November 21: [Mechthilde of Hackeborn and Gertrude the Great, Mystics and Theologians, 1298 and 1302]

The Collect of the Day

Mechthilde of Hackeborn and Gertrude the Great

Almighty God, who gave to your servants Mechthilde and Gertrude special gifts of grace to understand and teach the truth in Christ Jesus: Grant that by their teachings we may know you, the one true God, and Jesus Christ your Son; who lives and reigns with you and the Holy Spirit, one God, for ever and ever. Amen.

Mechthilde of Hackeborn and Gertrude the Great

Almighty God, who didst give to thy servants Mechthilde and Gertrude special gifts of grace to understand and teach the truth in Christ Jesus: Grant, we beseech thee, that by their teachings we may know thee, the one true God, and Jesus Christ thy Son, who liveth and reigneth with thee and the Holy Ghost, one God, for ever and ever. Amen.

Mechthilde of Hackeborn and Gertrude the Great were both Benedictine nuns at St. Mary’s Monastery in Helfta, which was renowned for fostering the intellectual gifts of its sisters.

Mechthilde was born to a pious and noble family in Germany around 1240. Her older sister was already the abbess of a convent, and when Mechthilde was 7 years old the family went to visit her. Mechthilde was so enchanted with the convent, particularly its extensive library, that she refused to go home again, and her parents eventually yielded to her pleas. In the convent, Mechthilde received a superb education, and eventually directed both the convent choir and its library, illuminating manuscripts and writing her own original works. In time, the convent was transferred to her family’s estate at Helfta as it continued to grow.

Mechthilde’s most famous work is her Book of Special Grace. Only translated into English in 2017, it is an account of how she was consoled after going through a spiritually difficult time in her 50s.

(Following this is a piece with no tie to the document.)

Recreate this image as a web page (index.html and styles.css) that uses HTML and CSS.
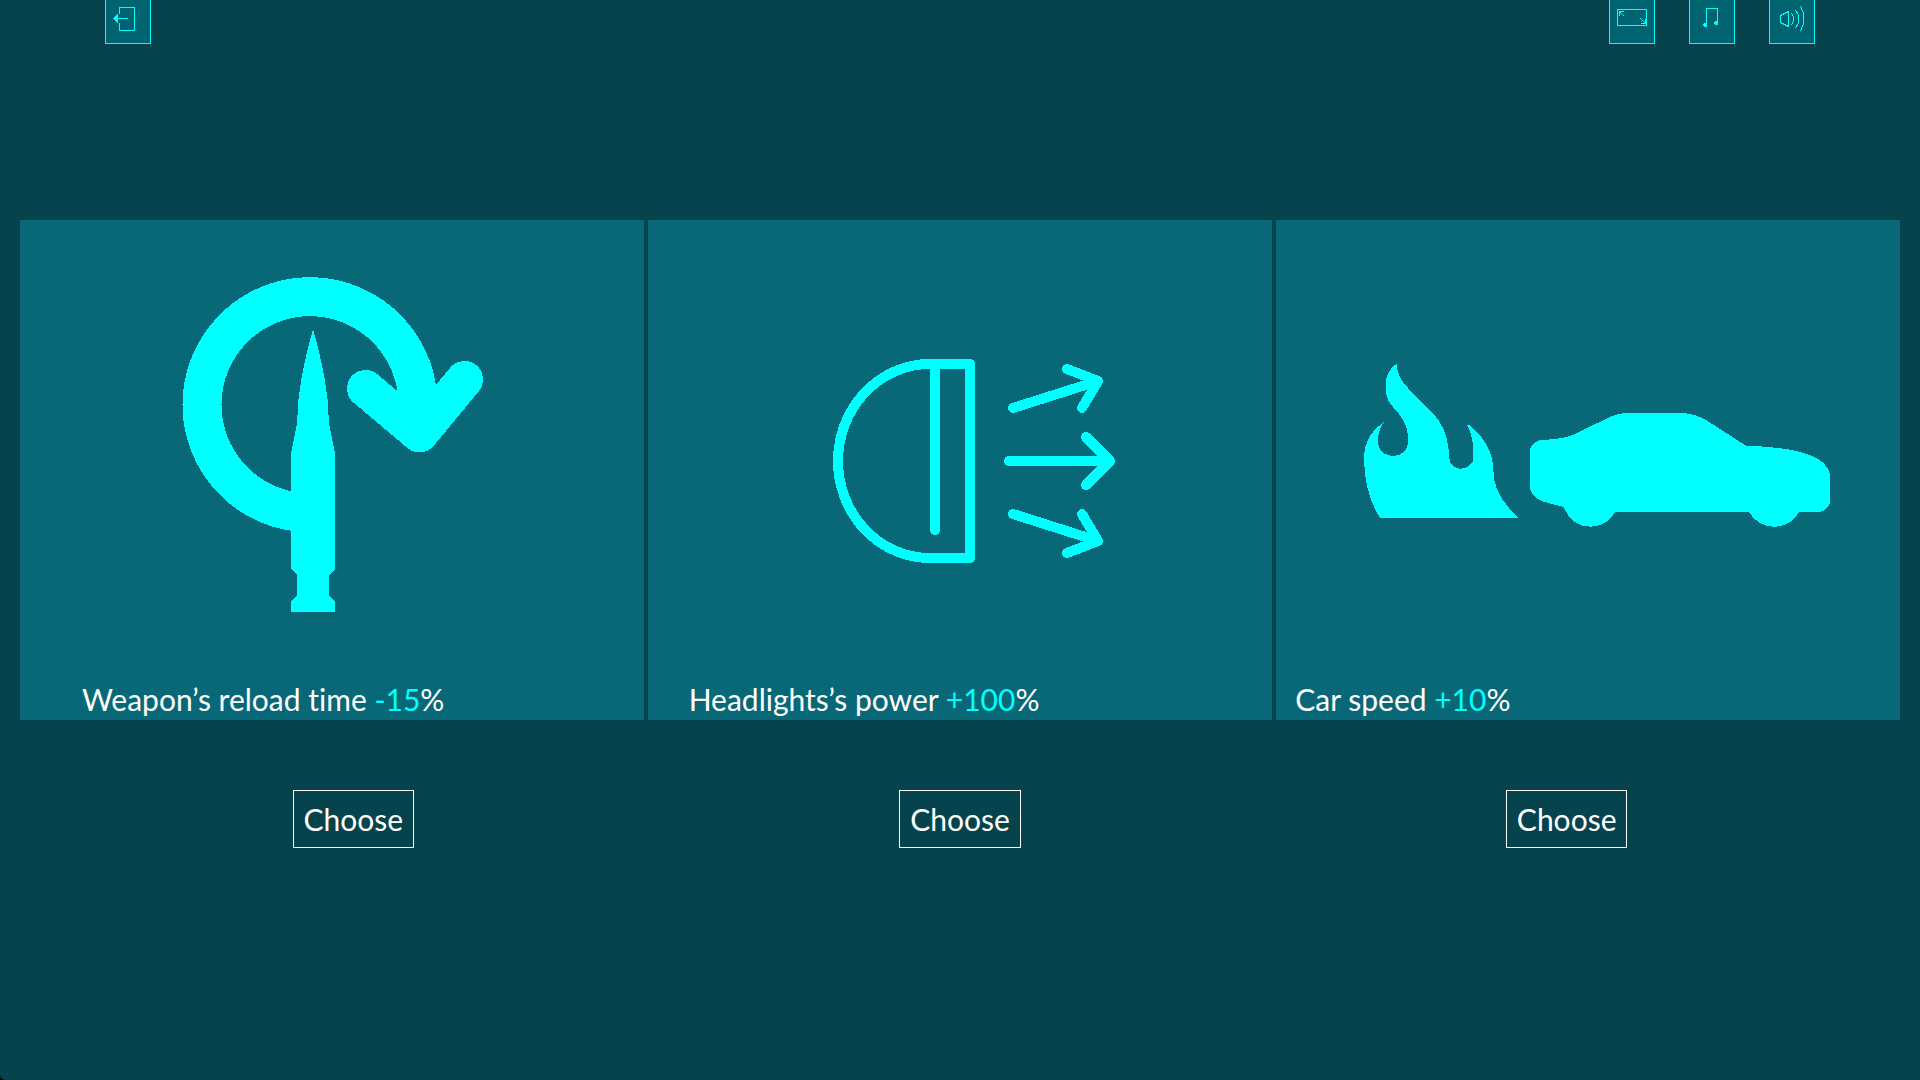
FILE: index.html
```
<!DOCTYPE html>
<html lang="en">
  <head>
    <meta charset="utf-8" />
    <title>Choose an upgrade</title>
    <link rel="stylesheet" href="styles.css" />
  </head>

  <body>
    <header class="toolbar">
      <button class="icon-button" aria-label="Exit">
        <svg viewBox="1 0 44 43">
          <path d="M14.5 14V7.5H29.5V30.5H14.5V23M11 18.5H23" />
          <path class="solid" d="M8 18.5L13 14V23Z" />
        </svg>
      </button>
      <div class="toolbar-group">
        <button class="icon-button" aria-label="Fullscreen">
          <svg viewBox="1 0 44 43">
            <path d="M8.5 9.5H37.5V25.5H8.5Z" />
            <path d="M10.5 16V11.5H15M11 12L15 16M36.5 19V23.5H32M36 23L31 18" />
          </svg>
        </button>
        <button class="icon-button" aria-label="Music">
          <svg viewBox="1 0 44 43">
            <path d="M17.5 25V8.5H28.5V23" />
            <path class="solid" d="M15 23H18V26L17 27H15L14 26V24ZM26 21H29V24L28 25H26L25 24V22Z" />
          </svg>
        </button>
        <button class="icon-button" aria-label="Sound">
          <svg viewBox="1 0 44 43">
            <path d="M11.5 15.5L19.5 11.5V26.5L11.5 22.5Z" />
            <path d="M22.5 13Q26.5 19 22.5 25M26.5 10Q33.5 19 26.5 28M31.5 6Q38.5 18.5 31.5 31" />
          </svg>
        </button>
      </div>
    </header>

    <main>
      <div class="cards">
        <div class="card">
          <svg viewBox="0 0 624 500">
            <path class="ring" d="M274 291.500A108 108 0 1 1 398 184.500V200" />
            <path class="arrow" d="M345.500 168.500L399.500 214L444.500 159.500" />
            <path class="solid" d="M399 165L370 190L400 214L425 180Z" />
            <path
              class="solid"
              d="M293 109C302 140 309 175 309 204L315 233V349L309 355V376L315 381V392H271V381L277 376V355L271 349V233L277 204C277 175 284 140 293 109Z"
            />
          </svg>
        </div>
        <div class="card">
          <svg viewBox="0 0 624 500">
            <g class="lines">
              <path d="M287.500 144H322V338H282A92 97 0 0 1 282 144H288" />
              <path d="M287 144V310" />
              <path d="M365 188L450 161M419 149L450 161L434 188" />
              <path d="M361 241H462M438 217L462 241L438 265" />
              <path d="M365 294L450 321M419 333L450 321L434 294" />
            </g>
          </svg>
        </div>
        <div class="card">
          <svg viewBox="0 0 624 500">
            <g class="solid" transform="translate(74 130) scale(.3333)">
              <path
                d="M90 503C62 460 42 400 42 320C42 280 62 240 102 216C82 240 84 270 84 282C90 307 108 318 130 318C152 318 170 304 174 282V260C172 225 160 205 124 165C108 145 108 130 108 120V88C114 68 124 50 141 41C141 70 150 90 175 115L250 190C275 218 292 255 296 300C298 325 300 335 300 338C320 362 346 364 369 334V290C367 260 362 245 351 225H358C400 260 428 300 430 360C430 410 450 450 504 503Z"
              />
              <path
                d="M540 298Q550 272 576 270C620 268 650 264 680 250L765 208Q800 189 835 189H995Q1035 191 1068 210L1188 287C1300 291 1425 305 1440 372V458Q1432 482 1410 486H1348C1315 545 1230 545 1197 486H796C765 545 670 550 641 471L580 455Q550 445 540 418Z"
              />
            </g>
          </svg>
        </div>
      </div>

      <div class="options">
        <div class="option">
          <p>Weapon’s reload time <span>-15</span>%</p>
          <button class="choose">Choose</button>
        </div>
        <div class="option">
          <p>Headlights’s power <span>+100</span>%</p>
          <button class="choose">Choose</button>
        </div>
        <div class="option">
          <p>Car speed <span>+10</span>%</p>
          <button class="choose">Choose</button>
        </div>
      </div>
    </main>
  </body>
</html>
```

FILE: styles.css
```
html {
  background-color: #000;
}

body {
  background-color: #07434c;
  border-bottom-left-radius: 5px;
  color: #fff;
  font-family: Lato, "Liberation Sans", sans-serif;
  font-size: 30px;
  font-variant-ligatures: none;
  line-height: 40px;
  margin: 0;
  min-height: 100vh;
}

button {
  color: inherit;
  cursor: pointer;
  font: inherit;
}

svg {
  display: block;
  fill: none;
  shape-rendering: crispEdges;
  stroke: #0ff;
  width: 100%;
}

.solid {
  fill: #0ff;
  stroke: none;
}

.toolbar {
  display: flex;
  justify-content: space-between;
  padding: 0 105px;
}

.toolbar-group {
  display: flex;
  gap: 34px;
}

.icon-button {
  background-color: #006470;
  border: 1px solid #0ff;
  border-top: 0;
  height: 44px;
  padding: 0;
  width: 46px;
}

.cards {
  display: grid;
  gap: 4px;
  grid-template-columns: repeat(3, 1fr);
  margin-top: 176px;
  padding: 0 20px;
}

.card {
  background-color: #096877;
}

.card svg {
  height: 500px;
}

.ring {
  stroke-width: 39px;
}

.arrow {
  stroke-linecap: round;
  stroke-linejoin: round;
  stroke-width: 37px;
}

.lines {
  stroke-linecap: round;
  stroke-linejoin: round;
  stroke-width: 10px;
}

/* captions sit on the bottom edge of the cards */
.options {
  display: grid;
  grid-template-columns: repeat(3, 1fr);
  margin-top: -41px;
  padding: 0 50px;
  position: relative;
}

.option {
  display: flex;
  flex-direction: column;
}

.option p {
  margin: 0 0 71px;
  padding-left: 32px;
}

.option span {
  color: #0ff;
}

.choose {
  align-self: center;
  background: none;
  border: 1px solid #fff;
  height: 58px;
  padding: 0 10px;
}
```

Gertrude was also a nun at Helfta, but seems to have come from a very different social background. She came to the convent as a 5-year-old child of unknown parentage. Although the nuns were not willing to accept a child so young as a sister, she was given to Mechthilde to raise, and would formally enter the community several years later.

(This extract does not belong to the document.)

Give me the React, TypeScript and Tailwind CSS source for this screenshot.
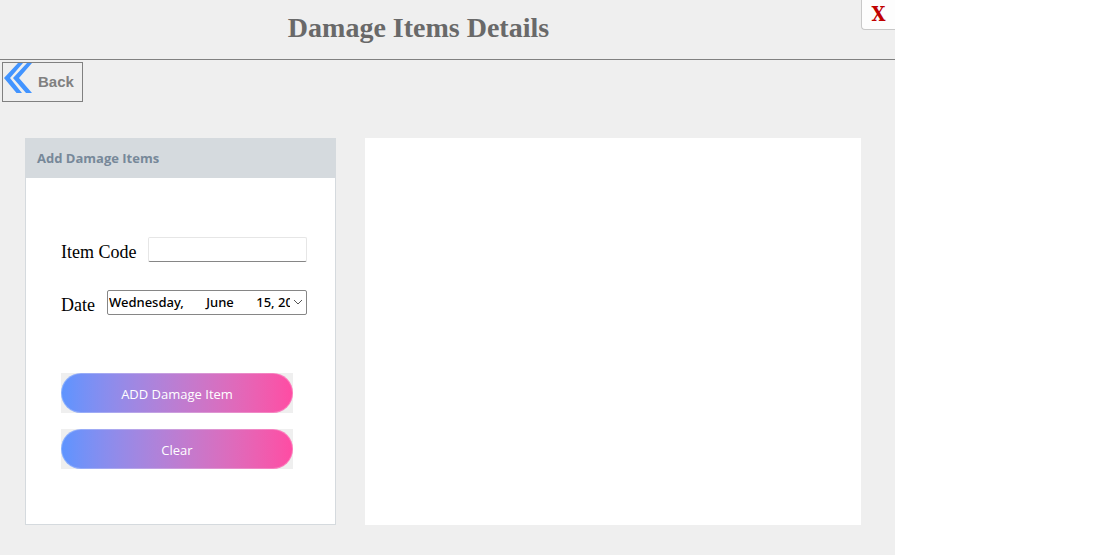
import { useState } from "react";

const serif = "font-['Liberation_Serif',serif]";
const sans = "font-['Open_Sans',sans-serif]";

const gradientButton =
  "h-10 w-full rounded-full border border-white/25 bg-linear-to-r from-[#5c94ff] to-[#ff4ba3] bg-origin-border pt-1 text-[13px] font-medium text-white cursor-pointer";

const dates = [
  ["Wednesday,", "June", "15, 2022"],
  ["Thursday,", "June", "16, 2022"],
].map((parts) => parts.join("\u00a0".repeat(6) + "\u2009"));

function BackIcon() {
  return (
    <svg width="28" height="30" viewBox="0 0 28 30" fill="#4294ff" aria-hidden="true">
      <path d="M14 0H19L6 15L18 30H12.500L0 15Z" />
      <path d="M23 0H28L15 15L28 30H22L9 15Z" />
    </svg>
  );
}

export default function App() {
  const [code, setCode] = useState("");
  const [date, setDate] = useState(dates[0]);

  const clear = () => {
    setCode("");
    setDate(dates[0]);
  };

  return (
    <div className={`min-h-screen bg-white pr-[215px] ${sans}`}>
      <div className="min-h-screen bg-[#efefef]">
        <header className="grid h-[60px] grid-cols-[1fr_auto_1fr] border-b border-[#808080]">
          <h1 className={`${serif} col-start-2 ml-[-58px] self-center pb-1 text-[28px] leading-8 font-bold text-[#696969]`}>
            Damage Items Details
          </h1>
          <button
            type="button"
            aria-label="Close"
            className="h-[30px] w-[34px] cursor-pointer justify-self-end rounded-bl border-b border-l border-[#c8c8c8] bg-[#fdfdfd] pb-0.5 font-['DejaVu_Serif_Condensed','DejaVu_Serif',serif] text-[20px] leading-6 font-bold text-[#c00000]"
          >
            X
          </button>
        </header>

        <nav className="px-0.5 pt-0.5">
          <button
            type="button"
            className="flex h-10 w-[81px] cursor-pointer items-start gap-1.5 border border-[#808080] pl-px font-['Liberation_Sans',sans-serif] text-[15px] leading-[38px] font-bold text-[#808080]"
          >
            <BackIcon />
            Back
          </button>
        </nav>

        <main className="flex gap-[29px] pt-9 pr-[34px] pb-[30px] pl-[25px]">
          <section className="w-[311px] shrink-0 border border-[#d5dade] bg-white">
            <h2 className="bg-[#d5dade] pl-[11px] text-[13px] leading-[39px] font-bold text-[#778899]">
              Add Damage Items
            </h2>
            <form className="px-[35px] pt-[59px] pb-[55px]" onSubmit={(e) => e.preventDefault()}>
              <div className="-mr-[7px] flex flex-col gap-7">
                <div className="flex h-[25px] items-center gap-3">
                  <label htmlFor="item-code" className={`${serif} pt-1 text-[18px] leading-6 whitespace-nowrap text-black`}>
                    Item Code
                  </label>
                  <input
                    id="item-code"
                    type="text"
                    value={code}
                    onChange={(e) => setCode(e.target.value)}
                    className="h-full min-w-0 flex-1 rounded-xs border border-[#e6e6e6] border-b-[#868686] px-1 text-[13px] outline-none"
                  />
                </div>
                <div className="flex h-[25px] items-center gap-3">
                  <label htmlFor="date" className={`${serif} pt-1 text-[18px] leading-6 text-black`}>
                    Date
                  </label>
                  <div className="relative h-full min-w-0 flex-1">
                    <select
                      id="date"
                      value={date}
                      onChange={(e) => setDate(e.target.value)}
                      className="block h-full w-full appearance-none rounded-xs border border-[#868686] bg-white pt-px pr-4 pl-px font-['Noto_Sans',sans-serif] text-[13px] font-medium text-black outline-none"
                    >
                      {dates.map((d) => (
                        <option key={d}>{d}</option>
                      ))}
                    </select>
                    <svg
                      className="pointer-events-none absolute top-2 right-1"
                      width="10"
                      height="8"
                      viewBox="0 0 10 8"
                      fill="none"
                      stroke="#555"
                      aria-hidden="true"
                    >
                      <path d="M1 2L5 6L9 2" />
                    </svg>
                  </div>
                </div>
              </div>
              <div className="mt-[58px] flex flex-col gap-4 pr-[7px]">
                <div className="bg-[#efefef]">
                  <button type="submit" className={gradientButton}>ADD Damage Item</button>
                </div>
                <div className="bg-[#efefef]">
                  <button type="button" onClick={clear} className={gradientButton}>Clear</button>
                </div>
              </div>
            </form>
          </section>

          <section aria-label="Damage items" className="flex-1 bg-white" />
        </main>
      </div>
    </div>
  );
}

Gertrude’s writings indicate how thorough an education she must have received. She writes in fluent Latin, and shows extensive familiarity with the Scriptures, early Christian authorities such as Augustine and Gregory the Great, and even more contemporary theologians, including Bernard of Clairvaux, Richard and Hugh of St. Victor, and William of St. Thierry. She was given the title “Gertrude the Great” because she was among the most prominent theological writers of her age, either male or female.

Gertrude wrote a number of works, touching on both mysticism and theology. Her most famous book is The Herald of Divine Love. Gertrude died in 1302, but the exact date is unknown. She is therefore often commemorated together with her foster mother and teacher Mechthilde.

Lessons and Psalm

First Lesson



41Let your loving-kindness come to me, O Lord, *and your salvation, according to your promise.

42Then shall I have a word for those who taunt me, *because I trust in your words.

43Do not take the word of truth out of my mouth, *for my hope is in your judgments.

44I shall continue to keep your law; *I shall keep it for ever and ever.

45I will walk at liberty, *because I study your commandments.

46I will tell of your decrees before kings *and will not be ashamed.

47I delight in your commandments, *which I have always loved.

48I will lift up my hands to your commandments, *and I will meditate on your statutes.



Luke 10:38–42

38 Now as they went on their way, he entered a certain village, where a woman named Martha welcomed him into her home. 39 She had a sister named Mary, who sat at the Lord’s feet and listened to what he was saying. 40 But Martha was distracted by her many tasks; so she came to him and asked, “Lord, do you not care that my sister has left me to do all the work by myself? Tell her then to help me.” 41 But the Lord answered her, “Martha, Martha, you are worried and distracted by many things; 42 there is need of only one thing. Mary has chosen the better part, which will not be taken away from her.”

1 Samuel 1:21–28

21 The man Elkanah and all his household went up to offer to the Lord the yearly sacrifice, and to pay his vow. 22 But Hannah did not go up, for she said to her husband, “As soon as the child is weaned, I will bring him, that he may appear in the presence of the Lord, and remain there forever; I will offer him as a nazirite for all time.” 23 Her husband Elkanah said to her, “Do what seems best to you, wait until you have weaned him; only—may the Lord establish his word.” So the woman remained and nursed her son, until she weaned him. 24 When she had weaned him, she took him up with her, along with a three-year-old bull, an ephah of flour, and a skin of wine. She brought him to the house of the Lord at Shiloh; and the child was young. 25 Then they slaughtered the bull, and they brought the child to Eli. 26 And she said, “Oh, my lord! As you live, my lord, I am the woman who was standing here in your presence, praying to the Lord. 27 For this child I prayed; and the Lord has granted me the petition that I made to him. 28 Therefore I have lent him to the Lord; as long as he lives, he is given to the Lord.” She left him there for the Lord.